-- Start Information supplied --
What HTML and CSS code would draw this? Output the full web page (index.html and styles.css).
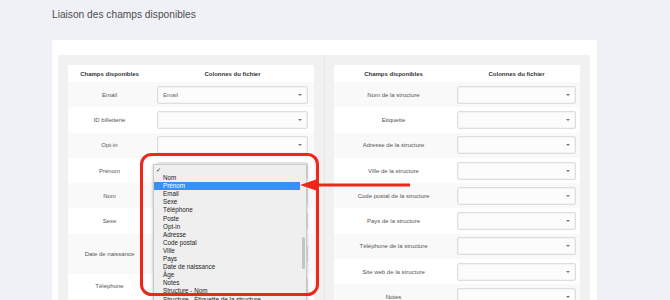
FILE: index.html
```html
<!DOCTYPE html>
<html>
<head>
    <meta charset="UTF-8">
    <title>Liaison des champs disponibles</title>
    <link rel="stylesheet" href="styles.css">
</head>
<body>
<h1 class="title">Liaison des champs disponibles</h1>
<div class="panel">
    <div class="well">
        <div class="col col-left">
            <table class="map map-left">
                <tr class="head"><th>Champs disponibles</th><th>Colonnes du fichier</th></tr>
                <tr><td>Email</td><td><div class="sel">Email<i></i></div></td></tr>
                <tr><td>ID billetterie</td><td><div class="sel"><i></i></div></td></tr>
                <tr><td>Opt-in</td><td><div class="sel"><i></i></div></td></tr>
                <tr><td>Prénom</td><td><div class="sel"><i></i></div></td></tr>
                <tr><td>Nom</td><td><div class="sel"><i></i></div></td></tr>
                <tr><td>Sexe</td><td><div class="sel"><i></i></div></td></tr>
                <tr class="tall"><td>Date de naissance</td><td><div class="sel"><i></i></div></td></tr>
                <tr><td>Téléphone</td><td><div class="sel"><i></i></div></td></tr>
                <tr><td>Poste</td><td><div class="sel"><i></i></div></td></tr>
            </table>
        </div>
        <div class="col col-right">
            <table class="map map-right">
                <tr class="head"><th>Champs disponibles</th><th>Colonnes du fichier</th></tr>
                <tr><td>Nom de la structure</td><td><div class="sel"><i></i></div></td></tr>
                <tr><td>Etiquette</td><td><div class="sel"><i></i></div></td></tr>
                <tr><td>Adresse de la structure</td><td><div class="sel"><i></i></div></td></tr>
                <tr><td>Ville de la structure</td><td><div class="sel"><i></i></div></td></tr>
                <tr><td>Code postal de la structure</td><td><div class="sel"><i></i></div></td></tr>
                <tr><td>Pays de la structure</td><td><div class="sel"><i></i></div></td></tr>
                <tr><td>Téléphone de la structure</td><td><div class="sel"><i></i></div></td></tr>
                <tr><td>Site web de la structure</td><td><div class="sel"><i></i></div></td></tr>
                <tr><td>Notes</td><td><div class="sel"><i></i></div></td></tr>
            </table>
        </div>
    </div>
</div>

<!-- native option list opened on the "Prénom" select -->
<ul class="dropdown">
    <li class="checked">&#10003;</li>
    <li>Nom</li>
    <li class="hover">Prénom</li>
    <li>Email</li>
    <li>Sexe</li>
    <li>Téléphone</li>
    <li>Poste</li>
    <li>Opt-in</li>
    <li>Adresse</li>
    <li>Code postal</li>
    <li>Ville</li>
    <li>Pays</li>
    <li>Date de naissance</li>
    <li>Âge</li>
    <li>Notes</li>
    <li>Structure - Nom</li>
    <li>Structure - Étiquette de la structure</li>
    <li>Structure - Adresse</li>
    <span class="thumb"></span>
</ul>

<svg class="annot" width="670" height="300" viewBox="0 0 670 300">
    <rect x="141.5" y="154.5" width="176" height="140" rx="10" ry="10" fill="none" stroke="#f0261b" stroke-width="3"/>
    <line x1="314" y1="185" x2="410" y2="185" stroke="#f0261b" stroke-width="3"/>
    <polygon points="300,185 319,178.5 319,191.5" fill="#f0261b"/>
</svg>
</body>
</html>
```

FILE: styles.css
```css
*{ margin: 0; padding: 0; box-sizing: border-box;}
li{ list-style: none;}
body{
    background: #f0f1f6;
    font-family: "Liberation Sans", Arial, sans-serif;
    color: #555;
    overflow: hidden;
    height: 300px;
}
.title{
    font-size: 10.2px;
    font-weight: normal;
    color: #4d4d4d;
    line-height: 12px;
    padding: 9px 0 0 52px;
}
.panel{
    margin: 19px 0 0 52px;
    width: 545px;
    background: #fff;
    padding: 15px 7px 0 6px;
}
.well{
    display: flex;
    background: #f1f1f1;
}
.col{
    padding: 10px;
}
.col-left{
    width: 267px;
    border-right: 1px solid #e6e6e6;
}
.col-right{
    flex: 1;
    padding-left: 9px;
}
.map{
    width: 100%;
    border-collapse: collapse;
    background: #fff;
    font-size: 6px;
    text-align: center;
}
.map th{
    height: 17px;
    font-weight: bold;
    color: #333;
    vertical-align: middle;
}
.map td{
    height: 25.3px;
    vertical-align: middle;
    color: #555;
}
.map tr:nth-child(even) td{
    background: #f9f9f9;
}
.map tr.tall td{
    height: 40px;
}
.map-left th:first-child, .map-left td:first-child{ width: 83px;}
.map-left td + td{ padding: 0 6px;}
.map-right th:first-child, .map-right td:first-child{ width: 119px;}
.map-right td + td{ padding: 0 4px;}
.sel{
    position: relative;
    height: 18px;
    line-height: 16px;
    border: 1px solid #dedede;
    border-radius: 2px;
    background: #fcfcfc;
    box-shadow: inset 0 0 0 1px #f3f3f3;
    text-align: left;
    padding-left: 5px;
    color: #666;
}
.sel i{
    position: absolute;
    right: 5px;
    top: 7px;
    border-left: 2px solid transparent;
    border-right: 2px solid transparent;
    border-top: 2px solid #777;
}
.dropdown{
    position: absolute;
    left: 153px;
    top: 164px;
    width: 154px;
    height: 150px;
    background: #efefef;
    border: 1px solid #c9c9c9;
    box-shadow: 0 1px 3px rgba(0,0,0,.25);
    padding-top: 1px;
    font-size: 6.3px;
    line-height: 8.1px;
    color: #222;
    overflow: hidden;
}
.dropdown li{
    padding-left: 9px;
    margin-right: 6px;
    white-space: nowrap;
}
.dropdown li.checked{
    padding-left: 2px;
    font-size: 6px;
}
.dropdown li.hover{
    background: #3b8ff0;
    color: #fff;
}
.dropdown .thumb{
    position: absolute;
    right: 1px;
    top: 72px;
    width: 3px;
    height: 32px;
    border-radius: 2px;
    background: #c4c4c4;
}
.annot{
    position: absolute;
    left: 0;
    top: 0;
    pointer-events: none;
}
```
-- End Information supplied --
◆ What the exercise asks
Transcribe the whole listing, character for character, but not its images.

◆ Result of this task
What HTML and CSS code would draw this? Output the full web page (index.html and styles.css).
FILE: index.html
```html
<!DOCTYPE html>
<html>
<head>
    <meta charset="UTF-8">
    <title>Liaison des champs disponibles</title>
    <link rel="stylesheet" href="styles.css">
</head>
<body>
<h1 class="title">Liaison des champs disponibles</h1>
<div class="panel">
    <div class="well">
        <div class="col col-left">
            <table class="map map-left">
                <tr class="head"><th>Champs disponibles</th><th>Colonnes du fichier</th></tr>
                <tr><td>Email</td><td><div class="sel">Email<i></i></div></td></tr>
                <tr><td>ID billetterie</td><td><div class="sel"><i></i></div></td></tr>
                <tr><td>Opt-in</td><td><div class="sel"><i></i></div></td></tr>
                <tr><td>Prénom</td><td><div class="sel"><i></i></div></td></tr>
                <tr><td>Nom</td><td><div class="sel"><i></i></div></td></tr>
                <tr><td>Sexe</td><td><div class="sel"><i></i></div></td></tr>
                <tr class="tall"><td>Date de naissance</td><td><div class="sel"><i></i></div></td></tr>
                <tr><td>Téléphone</td><td><div class="sel"><i></i></div></td></tr>
                <tr><td>Poste</td><td><div class="sel"><i></i></div></td></tr>
            </table>
        </div>
        <div class="col col-right">
            <table class="map map-right">
                <tr class="head"><th>Champs disponibles</th><th>Colonnes du fichier</th></tr>
                <tr><td>Nom de la structure</td><td><div class="sel"><i></i></div></td></tr>
                <tr><td>Etiquette</td><td><div class="sel"><i></i></div></td></tr>
                <tr><td>Adresse de la structure</td><td><div class="sel"><i></i></div></td></tr>
                <tr><td>Ville de la structure</td><td><div class="sel"><i></i></div></td></tr>
                <tr><td>Code postal de la structure</td><td><div class="sel"><i></i></div></td></tr>
                <tr><td>Pays de la structure</td><td><div class="sel"><i></i></div></td></tr>
                <tr><td>Téléphone de la structure</td><td><div class="sel"><i></i></div></td></tr>
                <tr><td>Site web de la structure</td><td><div class="sel"><i></i></div></td></tr>
                <tr><td>Notes</td><td><div class="sel"><i></i></div></td></tr>
            </table>
        </div>
    </div>
</div>

<!-- native option list opened on the "Prénom" select -->
<ul class="dropdown">
    <li class="checked">&#10003;</li>
    <li>Nom</li>
    <li class="hover">Prénom</li>
    <li>Email</li>
    <li>Sexe</li>
    <li>Téléphone</li>
    <li>Poste</li>
    <li>Opt-in</li>
    <li>Adresse</li>
    <li>Code postal</li>
    <li>Ville</li>
    <li>Pays</li>
    <li>Date de naissance</li>
    <li>Âge</li>
    <li>Notes</li>
    <li>Structure - Nom</li>
    <li>Structure - Étiquette de la structure</li>
    <li>Structure - Adresse</li>
    <span class="thumb"></span>
</ul>

<svg class="annot" width="670" height="300" viewBox="0 0 670 300">
    <rect x="141.5" y="154.5" width="176" height="140" rx="10" ry="10" fill="none" stroke="#f0261b" stroke-width="3"/>
    <line x1="314" y1="185" x2="410" y2="185" stroke="#f0261b" stroke-width="3"/>
    <polygon points="300,185 319,178.5 319,191.5" fill="#f0261b"/>
</svg>
</body>
</html>
```

FILE: styles.css
```css
*{ margin: 0; padding: 0; box-sizing: border-box;}
li{ list-style: none;}
body{
    background: #f0f1f6;
    font-family: "Liberation Sans", Arial, sans-serif;
    color: #555;
    overflow: hidden;
    height: 300px;
}
.title{
    font-size: 10.2px;
    font-weight: normal;
    color: #4d4d4d;
    line-height: 12px;
    padding: 9px 0 0 52px;
}
.panel{
    margin: 19px 0 0 52px;
    width: 545px;
    background: #fff;
    padding: 15px 7px 0 6px;
}
.well{
    display: flex;
    background: #f1f1f1;
}
.col{
    padding: 10px;
}
.col-left{
    width: 267px;
    border-right: 1px solid #e6e6e6;
}
.col-right{
    flex: 1;
    padding-left: 9px;
}
.map{
    width: 100%;
    border-collapse: collapse;
    background: #fff;
    font-size: 6px;
    text-align: center;
}
.map th{
    height: 17px;
    font-weight: bold;
    color: #333;
    vertical-align: middle;
}
.map td{
    height: 25.3px;
    vertical-align: middle;
    color: #555;
}
.map tr:nth-child(even) td{
    background: #f9f9f9;
}
.map tr.tall td{
    height: 40px;
}
.map-left th:first-child, .map-left td:first-child{ width: 83px;}
.map-left td + td{ padding: 0 6px;}
.map-right th:first-child, .map-right td:first-child{ width: 119px;}
.map-right td + td{ padding: 0 4px;}
.sel{
    position: relative;
    height: 18px;
    line-height: 16px;
    border: 1px solid #dedede;
    border-radius: 2px;
    background: #fcfcfc;
    box-shadow: inset 0 0 0 1px #f3f3f3;
    text-align: left;
    padding-left: 5px;
    color: #666;
}
.sel i{
    position: absolute;
    right: 5px;
    top: 7px;
    border-left: 2px solid transparent;
    border-right: 2px solid transparent;
    border-top: 2px solid #777;
}
.dropdown{
    position: absolute;
    left: 153px;
    top: 164px;
    width: 154px;
    height: 150px;
    background: #efefef;
    border: 1px solid #c9c9c9;
    box-shadow: 0 1px 3px rgba(0,0,0,.25);
    padding-top: 1px;
    font-size: 6.3px;
    line-height: 8.1px;
    color: #222;
    overflow: hidden;
}
.dropdown li{
    padding-left: 9px;
    margin-right: 6px;
    white-space: nowrap;
}
.dropdown li.checked{
    padding-left: 2px;
    font-size: 6px;
}
.dropdown li.hover{
    background: #3b8ff0;
    color: #fff;
}
.dropdown .thumb{
    position: absolute;
    right: 1px;
    top: 72px;
    width: 3px;
    height: 32px;
    border-radius: 2px;
    background: #c4c4c4;
}
.annot{
    position: absolute;
    left: 0;
    top: 0;
    pointer-events: none;
}
```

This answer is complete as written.